Quali sono le conseguenze più dannose dell’utilizzo su vasta scala del codice penale?
“Non è tanto l’uso del codice penale a creare il problema, giacché i processi di criminalizzazione prescindono in gran parte dal codice penale stesso, quanto l’uso del potenziale simbolico del penale, per via della sua attitudine a semplificare ogni interazione in un confronto tra colpevoli e vittime e dunque a depoliticizzare i conflitti sociali e politici, a privatizzarli in un certo senso, e a dividere la società in buoni e cattivi”.

“Il femminile è la figura principe della vittima” scrive nel libro Il manifesto della vittima. Quali sono le caratteristiche che si sommano nella donna “da proteggere” e quanto questa vittimizzazione rende paradossali tutte le conquiste dei movimenti femministi?
“Le retoriche giustificative delle politiche di sicurezza utilizzano le donne, assieme (come sempre) ai bambini e agli anziani, in quanto soggetti particolarmente vulnerabili, intrinsecamente fragili, esposte più del soggetto standard (maschio, bianco, adulto, sano) a rischi di vittimizzazione da parte di malintenzionati variamente identificati. È un modo tradizionale di concepire le donne: l’istituzione sociale genere attribuisce al femminile precisamente le caratteristiche di fragilità e debolezza, a cui le caratteristiche attribuite al maschile, forza e potere, fanno da contraltare. Al maschile così concepito, dunque, il compito di “proteggere” le donne.
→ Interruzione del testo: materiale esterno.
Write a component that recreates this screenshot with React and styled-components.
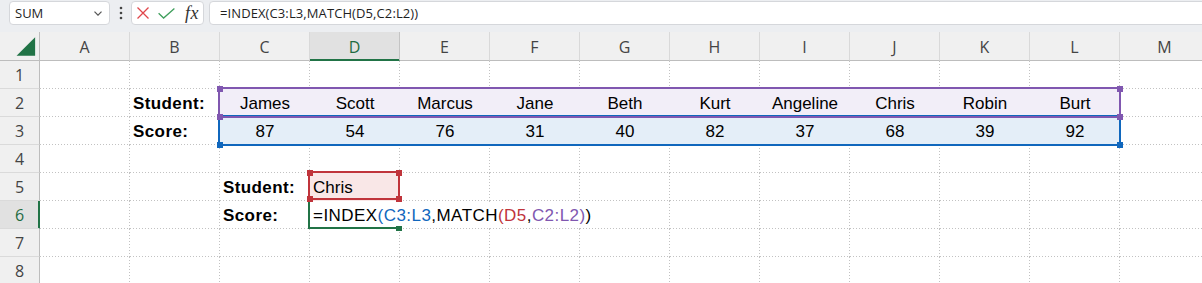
import React from 'react';
import styled, { createGlobalStyle, css } from 'styled-components';

const GlobalStyle = createGlobalStyle`
  html, body { margin: 0; padding: 0; background: #fff; overflow: hidden; }
  #root { width: 1202px; height: 283px; }
`;

const Window = styled.div`
  width: 1202px;
  height: 283px;
  overflow: hidden;
  display: flex;
  flex-direction: column;
  background: #fff;
`;

/* ---------- formula bar ---------- */
const Toolbar = styled.div`
  flex: 0 0 32px;
  height: 32px;
  box-sizing: border-box;
  background: #eceef1;
  display: flex;
  align-items: flex-start;
  padding: 1px 0 0 9px;
  font-family: "Open Sans", "Liberation Sans", sans-serif;
  color: #1f1f1f;
`;

const Field = styled.div`
  box-sizing: border-box;
  height: 24px;
  background: #fff;
  border: 1px solid #d5d7db;
  border-radius: 4px;
  display: flex;
  align-items: center;
`;

const NameBox = styled(Field)`
  flex: 0 0 101px;
  padding: 0 7px 0 5px;
  justify-content: space-between;
  font-size: 13px;
`;

const MoreButton = styled.div`
  flex: 0 0 21px;
  height: 24px;
  display: flex;
  align-items: center;
  justify-content: center;
`;

const IconBox = styled(Field)`
  flex: 0 0 73px;
  padding-left: 5px;
  gap: 9px;
`;

const Fx = styled.span`
  font-family: "Liberation Serif", "Times New Roman", serif;
  font-style: italic;
  font-size: 18px;
  line-height: 20px;
  color: #333;
  margin-left: 1px;
  letter-spacing: 0.5px;
`;

const FormulaField = styled(Field)`
  flex: 1 1 auto;
  margin: 0 -20px 0 5px;
  padding-left: 10px;
  font-size: 13px;
  letter-spacing: 0.1px;
  white-space: nowrap;
`;

/* ---------- sheet grid ---------- */
const Sheet = styled.div`
  display: grid;
  grid-template-columns: 40px repeat(13, 90px);
  grid-template-rows: 29px repeat(8, 28px);
  width: 1210px;
  flex: 0 0 auto;
`;

const headerBase = css`
  box-sizing: border-box;
  display: flex;
  align-items: center;
  justify-content: center;
  font-family: "Open Sans", "Liberation Sans", sans-serif;
  font-size: 16px;
`;

const Corner = styled.div`
  ${headerBase};
  grid-row: 1;
  grid-column: 1;
  background: #f0f0f0;
  border-right: 1px solid #bdbdbd;
  border-bottom: 1px solid #bdbdbd;
`;

const ColHeader = styled.div`
  ${headerBase};
  grid-row: 1;
  grid-column: ${(p) => p.$c};
  padding-top: 2px;
  background: ${(p) => (p.$active ? '#e1e1e1' : '#f0f0f0')};
  color: ${(p) => (p.$active ? '#1e6b41' : '#444')};
  border-right: 1px solid ${(p) => (p.$active ? '#c4c4c4' : '#d9d9d9')};
  border-bottom: 1px solid ${(p) => (p.$active ? '#217346' : '#bdbdbd')};
  box-shadow: ${(p) => (p.$active ? 'inset 0 -1px 0 #217346' : 'none')};
`;

const RowHeader = styled.div`
  ${headerBase};
  grid-row: ${(p) => p.$r};
  grid-column: 1;
  padding-top: 1px;
  background: ${(p) => (p.$active ? '#e1e1e1' : '#f0f0f0')};
  color: ${(p) => (p.$active ? '#1e6b41' : '#444')};
  border-bottom: 1px solid #dadada;
  border-right: 1px solid ${(p) => (p.$active ? '#217346' : '#bdbdbd')};
  box-shadow: ${(p) => (p.$active ? 'inset -1px 0 0 #217346' : 'none')};
`;

const gridlines = css`
  background-image: linear-gradient(to bottom, #c2c2c2 1px, transparent 1px),
    linear-gradient(to right, #c2c2c2 1px, transparent 1px);
  background-size: 1px 3px, 3px 1px;
  background-position: right top, left bottom;
  background-repeat: repeat-y, repeat-x;
`;

const Cell = styled.div`
  grid-row: ${(p) => p.$r};
  grid-column: ${(p) => p.$c};
  box-sizing: border-box;
  min-width: 0;
  padding: 1px 3px 0;
  font-family: "Liberation Sans", Arial, sans-serif;
  font-size: 17px;
  line-height: 27px;
  font-weight: ${(p) => (p.$bold ? 700 : 400)};
  letter-spacing: ${(p) => (p.$bold ? '0.4px' : '0')};
  text-align: ${(p) => p.$align || 'left'};
  white-space: nowrap;
  color: #000;
  ${(p) => (p.$fill ? css`background: ${p.$fill};` : gridlines)}
  ${(p) =>
    p.$overflow &&
    css`
      overflow: visible;
      position: relative;
      z-index: 1;
    `}
`;

const EditText = styled.span`
  display: inline-block;
  height: 26px;
  background: #fff;
  padding-right: 4px;
  letter-spacing: 0.45px;
`;

const Ref = styled.span`
  color: ${(p) => p.$color};
`;

const RangeBox = styled.div`
  grid-row: ${(p) => p.$r};
  grid-column: ${(p) => p.$c};
  margin: ${(p) => p.$m};
  border: 2px solid ${(p) => p.$color};
  position: relative;
  z-index: 2;
  pointer-events: none;
`;

const ActiveBox = styled.div`
  grid-row: ${(p) => p.$r};
  grid-column: ${(p) => p.$c};
  margin: 0 0 0 -2px;
  border-left: 2px solid #217346;
  border-bottom: 2px solid #217346;
  position: relative;
  z-index: 2;
  pointer-events: none;
`;

const Handle = styled.span`
  position: absolute;
  width: 6px;
  height: 6px;
  background: ${(p) => p.$color};
  ${(p) => (p.$pos[0] === 't' ? 'top: -3px;' : 'bottom: -4px;')}
  ${(p) => (p.$pos[1] === 'l' ? 'left: -3px;' : 'right: -4px;')}
`;

const FillHandle = styled.span`
  position: absolute;
  right: -2px;
  bottom: -4px;
  width: 6px;
  height: 5px;
  background: #217346;
`;

/* ---------- data ---------- */
const COLS = ['A', 'B', 'C', 'D', 'E', 'F', 'G', 'H', 'I', 'J', 'K', 'L', 'M'];
const NAMES = ['James', 'Scott', 'Marcus', 'Jane', 'Beth', 'Kurt', 'Angeline', 'Chris', 'Robin', 'Burt'];
const SCORES = [87, 54, 76, 31, 40, 82, 37, 68, 39, 92];

const PURPLE = '#8057b0';
const BLUE = '#1067bd';
const RED = '#c0343b';

function cellContent(row, col) {
  const idx = col - 2; // C => 0
  if (row === 2) {
    if (col === 1) return { text: 'Student:', bold: true };
    if (idx >= 0 && idx < 10) return { text: NAMES[idx], align: 'center', fill: '#f2eef8' };
  }
  if (row === 3) {
    if (col === 1) return { text: 'Score:', bold: true };
    if (idx >= 0 && idx < 10) return { text: String(SCORES[idx]), align: 'center', fill: '#e4eef8' };
  }
  if (row === 5) {
    if (col === 2) return { text: 'Student:', bold: true };
    if (col === 3) return { text: 'Chris', fill: '#f9e7e7' };
  }
  if (row === 6) {
    if (col === 2) return { text: 'Score:', bold: true };
    if (col === 3) return { formula: true };
  }
  return {};
}

function Formula() {
  return (
    <EditText>
      =INDEX<Ref $color={BLUE}>(C3:L3</Ref>,MATCH<Ref $color={RED}>(D5</Ref>,
      <Ref $color={PURPLE}>C2:L2)</Ref>)
    </EditText>
  );
}

export default function App() {
  const rows = [1, 2, 3, 4, 5, 6, 7, 8];
  return (
    <Window>
      <GlobalStyle />
      <Toolbar>
        <NameBox>
          <span>SUM</span>
          <svg width="8" height="5" viewBox="0 0 8 5" fill="none">
            <path d="M0.5 0.7 L4 4.2 L7.5 0.7" stroke="#555" strokeWidth="1.2" />
          </svg>
        </NameBox>
        <MoreButton>
          <svg width="4" height="14" viewBox="0 0 4 14">
            <circle cx="2" cy="2" r="1.3" fill="#444" />
            <circle cx="2" cy="7" r="1.3" fill="#444" />
            <circle cx="2" cy="12" r="1.3" fill="#444" />
          </svg>
        </MoreButton>
        <IconBox>
          <svg width="12" height="12" viewBox="0 0 12 12" fill="none">
            <path d="M0.5 0.5 L11.5 11.5 M11.5 0.5 L0.5 11.5" stroke="#e0464b" strokeWidth="1.3" />
          </svg>
          <svg width="17" height="11" viewBox="0 0 17 11" fill="none">
            <path d="M0.6 5.3 L5.6 10 L16.4 0.6" stroke="#3f9f5c" strokeWidth="1.3" />
          </svg>
          <Fx>fx</Fx>
        </IconBox>
        <FormulaField>=INDEX(C3:L3,MATCH(D5,C2:L2))</FormulaField>
      </Toolbar>

      <Sheet>
        <Corner>
          <svg width="40" height="28" viewBox="0 0 40 28">
            <polygon points="17,24 36,24 36,5" fill="#217346" />
          </svg>
        </Corner>
        {COLS.map((c, i) => (
          <ColHeader key={c} $c={i + 2} $active={c === 'D'}>
            {c}
          </ColHeader>
        ))}
        {rows.map((r) => (
          <React.Fragment key={r}>
            <RowHeader $r={r + 1} $active={r === 6}>
              {r}
            </RowHeader>
            {COLS.map((c, ci) => {
              const d = cellContent(r, ci);
              return (
                <Cell
                  key={c + r}
                  $r={r + 1}
                  $c={ci + 2}
                  $bold={d.bold}
                  $align={d.align}
                  $fill={d.fill}
                  $overflow={d.formula}
                >
                  {d.formula ? <Formula /> : d.text}
                </Cell>
              );
            })}
          </React.Fragment>
        ))}

        <RangeBox $r={4} $c="4 / 14" $m="-2px -1px -1px -2px" $color={BLUE}>
          <Handle $pos="tl" $color={BLUE} />
          <Handle $pos="tr" $color={BLUE} />
          <Handle $pos="bl" $color={BLUE} />
          <Handle $pos="br" $color={BLUE} />
        </RangeBox>
        <RangeBox $r={3} $c="4 / 14" $m="-2px -1px -1px -2px" $color={PURPLE}>
          <Handle $pos="tl" $color={PURPLE} />
          <Handle $pos="tr" $color={PURPLE} />
          <Handle $pos="bl" $color={PURPLE} />
          <Handle $pos="br" $color={PURPLE} />
        </RangeBox>
        <ActiveBox $r={7} $c={5}>
          <FillHandle />
        </ActiveBox>
        <RangeBox $r={6} $c={5} $m="-2px 0 1px -2px" $color={RED}>
          <Handle $pos="tl" $color={RED} />
          <Handle $pos="tr" $color={RED} />
          <Handle $pos="bl" $color={RED} />
          <Handle $pos="br" $color={RED} />
        </RangeBox>
      </Sheet>
    </Window>
  );
}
Da notare, in italiano, l’ambiguità del termine “protettore”.
Se, per un verso, l’autoattribuzione dello statuto di vittima, come spiego nel libro, è diventato da tempo uno dei pochi modi per avere qualche voice sulla scena pubblica e politica, ciò che mi pare succeda con alcuni movimenti femministi è che definiscono altre donne (quelle che si prostituiscono, per esempio, e quelle che accettano di portare avanti una gravidanza per altri) vittime, togliendo loro parola, e negando quindi loro soggettività, se non accettano di essere così definite. Cosa a mio parere molto grave per un movimento nato all’insegna del ‘partire da sé’.
In futuro il rischio maggiore di questo sistema è sempre più quello di dover accettare il ruolo unico di vittima per ottenere ascolto e visibilità, rinunciando alla propria dignità e autonomia come anche al progresso di battaglie tese a ottenere diritti che non necessariamente prevedono la dicotomia perbene-permale”.